Purvis first applied to the program while attending Georgia Institute of Technology for his undergraduate degree, and he finished as a semi-finalist. However, he believes he did not progress to the finalist position because he didn't have a “great research pitch.”
While completing his master’s at UNC, Purvis decided to apply to the program again — having only a year of graduate research left.
“A lot of my support actually did come from the lab. The kind of research advisors that I had at UNC helped me refine the research ideas that I was presenting to something that was more manageable,” he said.
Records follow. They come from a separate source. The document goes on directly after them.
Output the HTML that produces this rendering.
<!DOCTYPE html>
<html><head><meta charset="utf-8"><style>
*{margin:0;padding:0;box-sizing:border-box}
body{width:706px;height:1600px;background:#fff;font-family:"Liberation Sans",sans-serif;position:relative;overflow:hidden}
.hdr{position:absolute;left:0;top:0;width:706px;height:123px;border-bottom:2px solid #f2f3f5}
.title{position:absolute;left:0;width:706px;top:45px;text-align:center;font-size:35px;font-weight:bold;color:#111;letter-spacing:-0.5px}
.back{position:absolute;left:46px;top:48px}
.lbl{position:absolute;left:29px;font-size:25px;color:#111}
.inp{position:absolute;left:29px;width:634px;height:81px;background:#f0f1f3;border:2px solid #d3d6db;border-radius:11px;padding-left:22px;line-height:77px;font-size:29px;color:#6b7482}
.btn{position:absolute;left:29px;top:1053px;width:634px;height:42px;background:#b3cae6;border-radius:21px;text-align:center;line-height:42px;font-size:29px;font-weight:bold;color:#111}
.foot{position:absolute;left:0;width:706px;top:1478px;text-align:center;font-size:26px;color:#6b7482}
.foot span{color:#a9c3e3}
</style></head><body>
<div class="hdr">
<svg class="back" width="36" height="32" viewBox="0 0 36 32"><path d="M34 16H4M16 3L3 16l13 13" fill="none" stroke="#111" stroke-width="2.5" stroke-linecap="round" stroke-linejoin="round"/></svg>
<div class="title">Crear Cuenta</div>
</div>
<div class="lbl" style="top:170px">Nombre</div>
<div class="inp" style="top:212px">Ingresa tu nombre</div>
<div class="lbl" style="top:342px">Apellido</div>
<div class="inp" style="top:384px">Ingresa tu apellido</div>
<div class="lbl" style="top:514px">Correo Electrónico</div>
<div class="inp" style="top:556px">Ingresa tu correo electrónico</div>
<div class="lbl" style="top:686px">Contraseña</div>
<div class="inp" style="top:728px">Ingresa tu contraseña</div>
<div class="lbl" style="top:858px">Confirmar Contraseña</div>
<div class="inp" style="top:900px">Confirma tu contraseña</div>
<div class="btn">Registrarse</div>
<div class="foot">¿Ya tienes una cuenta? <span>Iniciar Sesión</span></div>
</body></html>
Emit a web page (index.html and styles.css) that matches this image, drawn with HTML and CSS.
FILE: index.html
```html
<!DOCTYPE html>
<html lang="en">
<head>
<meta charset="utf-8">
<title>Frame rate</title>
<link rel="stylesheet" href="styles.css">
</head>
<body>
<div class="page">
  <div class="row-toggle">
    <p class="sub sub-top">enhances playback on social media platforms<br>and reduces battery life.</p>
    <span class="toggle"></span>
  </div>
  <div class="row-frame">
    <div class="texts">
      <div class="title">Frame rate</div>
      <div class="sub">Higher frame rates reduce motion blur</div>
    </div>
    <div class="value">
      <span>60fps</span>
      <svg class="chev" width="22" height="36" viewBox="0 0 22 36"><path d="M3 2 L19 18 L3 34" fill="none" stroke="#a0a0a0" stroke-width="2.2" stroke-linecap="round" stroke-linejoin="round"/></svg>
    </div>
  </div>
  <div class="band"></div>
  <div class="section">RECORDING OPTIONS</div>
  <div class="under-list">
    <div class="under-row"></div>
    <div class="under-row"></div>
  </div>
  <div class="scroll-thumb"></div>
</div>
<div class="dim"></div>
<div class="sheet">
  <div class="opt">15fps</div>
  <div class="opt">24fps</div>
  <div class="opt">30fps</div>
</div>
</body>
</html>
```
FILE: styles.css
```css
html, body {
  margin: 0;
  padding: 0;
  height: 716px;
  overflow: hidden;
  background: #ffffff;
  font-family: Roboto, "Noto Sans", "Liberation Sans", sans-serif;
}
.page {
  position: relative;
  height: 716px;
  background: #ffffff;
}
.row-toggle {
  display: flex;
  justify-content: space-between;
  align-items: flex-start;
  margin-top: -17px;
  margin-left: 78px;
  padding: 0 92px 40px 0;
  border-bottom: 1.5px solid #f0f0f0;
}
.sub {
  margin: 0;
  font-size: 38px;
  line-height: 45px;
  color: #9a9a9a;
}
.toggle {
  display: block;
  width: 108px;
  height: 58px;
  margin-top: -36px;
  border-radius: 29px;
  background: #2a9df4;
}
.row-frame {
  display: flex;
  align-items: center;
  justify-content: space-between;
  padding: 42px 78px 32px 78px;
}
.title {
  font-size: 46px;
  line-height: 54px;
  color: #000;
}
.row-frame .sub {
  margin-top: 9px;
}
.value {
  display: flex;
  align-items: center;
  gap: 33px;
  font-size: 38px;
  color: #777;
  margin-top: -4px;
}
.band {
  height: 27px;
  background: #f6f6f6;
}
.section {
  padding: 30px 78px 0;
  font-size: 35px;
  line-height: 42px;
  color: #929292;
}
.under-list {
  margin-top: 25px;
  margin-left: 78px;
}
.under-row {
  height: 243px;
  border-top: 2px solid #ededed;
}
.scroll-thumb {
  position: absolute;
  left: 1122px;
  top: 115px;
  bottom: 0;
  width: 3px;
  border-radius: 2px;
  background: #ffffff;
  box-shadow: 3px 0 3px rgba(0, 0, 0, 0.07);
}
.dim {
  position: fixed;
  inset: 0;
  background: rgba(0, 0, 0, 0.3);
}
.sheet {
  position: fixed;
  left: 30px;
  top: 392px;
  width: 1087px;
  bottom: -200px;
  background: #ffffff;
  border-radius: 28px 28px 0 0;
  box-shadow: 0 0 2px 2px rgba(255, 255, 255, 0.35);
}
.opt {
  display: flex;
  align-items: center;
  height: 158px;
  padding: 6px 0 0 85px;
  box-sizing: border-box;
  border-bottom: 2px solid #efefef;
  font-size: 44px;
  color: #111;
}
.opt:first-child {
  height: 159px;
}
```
Currently, he is in Jordan — where he researches the opinions of individuals about wastewater recycling in the country. He said that Jordan is in a unique position, as they invested in a large wastewater recycling plant that has been in use for over 15 years.
Because of this, Purvis interviews Jordanians to help understand the factors that have led to them having such a positive disposition towards wastewater recycling.
“Fulbright is a way that I was able to get a semester of high-level Arabic classes and a really wide professional network that I can ask tough questions to and get good support from, for free,” he said.
In his experience, the program has a lot of benefits with "zero drawbacks."
“This was the most feasible way that I could get into the Middle East but also do so in a way that I think is socially ethically responsible,” Purvis said. “I am being vetted as an applicant to where they think I will be acting with my beneficence, doing good for the local community here in Jordan and for the broader academic community.”